Créées à l’initiative de l’association « Décider ensemble », les Rencontres nationales de la participation réunissent tous les ans professionnels et praticiens de la concertation, élus, experts, militants, et citoyens pour explorer les questions de participation et de concertation dans la société d’aujourd’hui.

Porteuse de projets à fort impact pour les territoires où elle est implantée, l’Andra a souhaité apporter sa contribution à la réflexion en proposant une table ronde autour de la question : « Comment créer du collectif pour construire un projet dans un territoire rural ? » Objectif : mettre en commun des interrogations et des expériences complémentaires pour nourrir la réflexion sur une problématique commune à tous les porteurs de projets qui s’installent en milieu rural.

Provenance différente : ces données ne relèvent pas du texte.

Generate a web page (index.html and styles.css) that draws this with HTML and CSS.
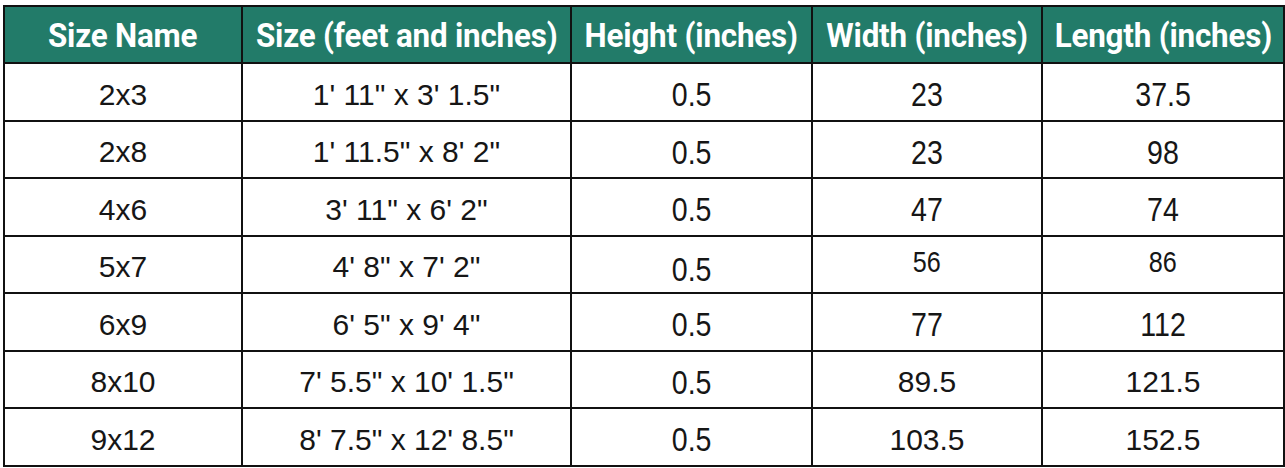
FILE: index.html
```html
<!DOCTYPE html>
<html lang="en">
<head>
    <meta charset="UTF-8">
    <meta name="viewport" content="width=device-width, initial-scale=1.0">
    <title>Rug Sizes</title>
    <link rel="stylesheet" href="styles.css">
</head>
<body>
    <!-- Size chart -->
    <table class="size-table">
        <colgroup>
            <col class="col-name">
            <col class="col-size">
            <col class="col-height">
            <col class="col-width">
            <col class="col-length">
        </colgroup>
        <thead>
            <tr>
                <th><span class="narrow">Size Name</span></th>
                <th><span class="narrow">Size (feet and inches)</span></th>
                <th><span class="narrow">Height (inches)</span></th>
                <th><span class="narrow">Width (inches)</span></th>
                <th><span class="narrow">Length (inches)</span></th>
            </tr>
        </thead>
        <tbody>
            <tr>
                <td>2x3</td>
                <td>1' 11" x 3' 1.5"</td>
                <td class="num"><span class="narrow">0.5</span></td>
                <td class="num"><span class="narrow">23</span></td>
                <td class="num"><span class="narrow">37.5</span></td>
            </tr>
            <tr>
                <td>2x8</td>
                <td>1' 11.5" x 8' 2"</td>
                <td class="num"><span class="narrow">0.5</span></td>
                <td class="num"><span class="narrow">23</span></td>
                <td class="num"><span class="narrow">98</span></td>
            </tr>
            <tr>
                <td>4x6</td>
                <td>3' 11" x 6' 2"</td>
                <td class="num"><span class="narrow">0.5</span></td>
                <td class="num"><span class="narrow">47</span></td>
                <td class="num"><span class="narrow">74</span></td>
            </tr>
            <tr>
                <td>5x7</td>
                <td>4' 8" x 7' 2"</td>
                <td class="num low"><span class="narrow">0.5</span></td>
                <td class="num small"><span class="narrow">56</span></td>
                <td class="num small"><span class="narrow">86</span></td>
            </tr>
            <tr>
                <td>6x9</td>
                <td>6' 5" x 9' 4"</td>
                <td class="num"><span class="narrow">0.5</span></td>
                <td class="num"><span class="narrow">77</span></td>
                <td class="num"><span class="narrow">112</span></td>
            </tr>
            <tr>
                <td>8x10</td>
                <td>7' 5.5" x 10' 1.5"</td>
                <td class="num"><span class="narrow">0.5</span></td>
                <td>89.5</td>
                <td>121.5</td>
            </tr>
            <tr>
                <td>9x12</td>
                <td>8' 7.5" x 12' 8.5"</td>
                <td class="num"><span class="narrow">0.5</span></td>
                <td>103.5</td>
                <td>152.5</td>
            </tr>
        </tbody>
    </table>
</body>
</html>
```

FILE: styles.css
```css
* {
    box-sizing: border-box;
    margin: 0;
    padding: 0;
}

body {
    background: #fff;
    padding: 5px 0 0 3px;
}

/* Таблица размеров */
.size-table {
    width: 1280px;
    border-collapse: collapse;
    table-layout: fixed;
    font-family: 'Liberation Sans', Arial, sans-serif;
    color: #161616;
}

.col-name { width: 238px; }
.col-size { width: 329px; }
.col-height { width: 241px; }
.col-width { width: 230px; }
.col-length { width: 242px; }

.size-table th,
.size-table td {
    border: 2px solid #111;
    text-align: center;
    vertical-align: middle;
    white-space: nowrap;
}

.narrow {
    display: inline-block;
    transform: scaleX(0.84);
}

.size-table th {
    height: 57px;
    padding-top: 2px;
    background: #227b69;
    color: #fff;
    font-family: Roboto, 'Liberation Sans', sans-serif;
    font-weight: 700;
    font-size: 33px;
    letter-spacing: -0.2px;
}

.size-table th .narrow {
    transform: scaleX(0.95);
}

.size-table td {
    height: 57.5px;
    padding-top: 6px;
    font-size: 30px;
}

.size-table td.num {
    font-size: 34px;
}

.size-table td.low {
    vertical-align: bottom;
    padding-bottom: 3px;
}

.size-table td.small {
    padding-top: 0;
    padding-bottom: 4px;
    font-size: 30px;
}
```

« Non seulement, nous gérons des déchets qui resteront radioactifs pendant très longtemps et dont l’existence même engage la société tout entière, mais nos centres et le projet Cigéo constituent des installations structurantes pour les territoires dans lesquels ils sont implantés, explique Julie Quentel, chargée de concertation à l’Andra. C’est pourquoi nous avons besoin de nous nourrir de l’expérience des autres et de partager nos questionnements avec d’autres. Nous avons donc proposé de réunir autour de la table trois profils d’acteurs différents, sur des projets différents : Cristina Robin, responsable communication de la société Abo Wind, Jean-Luc Torrecillas adjoint au maire de Lavelanet, commune du département de l’Ariège et Jean Maillet, secrétaire général de l’Unadel (Union nationale des acteurs et structures de développement local). Cette table ronde était d’ailleurs animée par un quatrième acteur qui connaît bien ces questions : Stéphane Juguet, anthropologue et directeur de l’agence What Time Is I.T. »

Cristina Robin, responsable communication ABO Wind

« Créer du collectif, c’est donner du sens à un projet »

À quel titre interveniez-vous à cette table ronde ?

La société ABO Wind développe des projets éoliens. Aujourd’hui, l’éolien pose beaucoup de questions en France et « créer du collectif » autour de nos projets est essentiel à leur réussite. L’une de nos premières missions est donc de communiquer largement sur les projets, pour répondre aux questions, et d’apporter un maximum d’information.

Qu’entendez-vous par « créer du collectif » ?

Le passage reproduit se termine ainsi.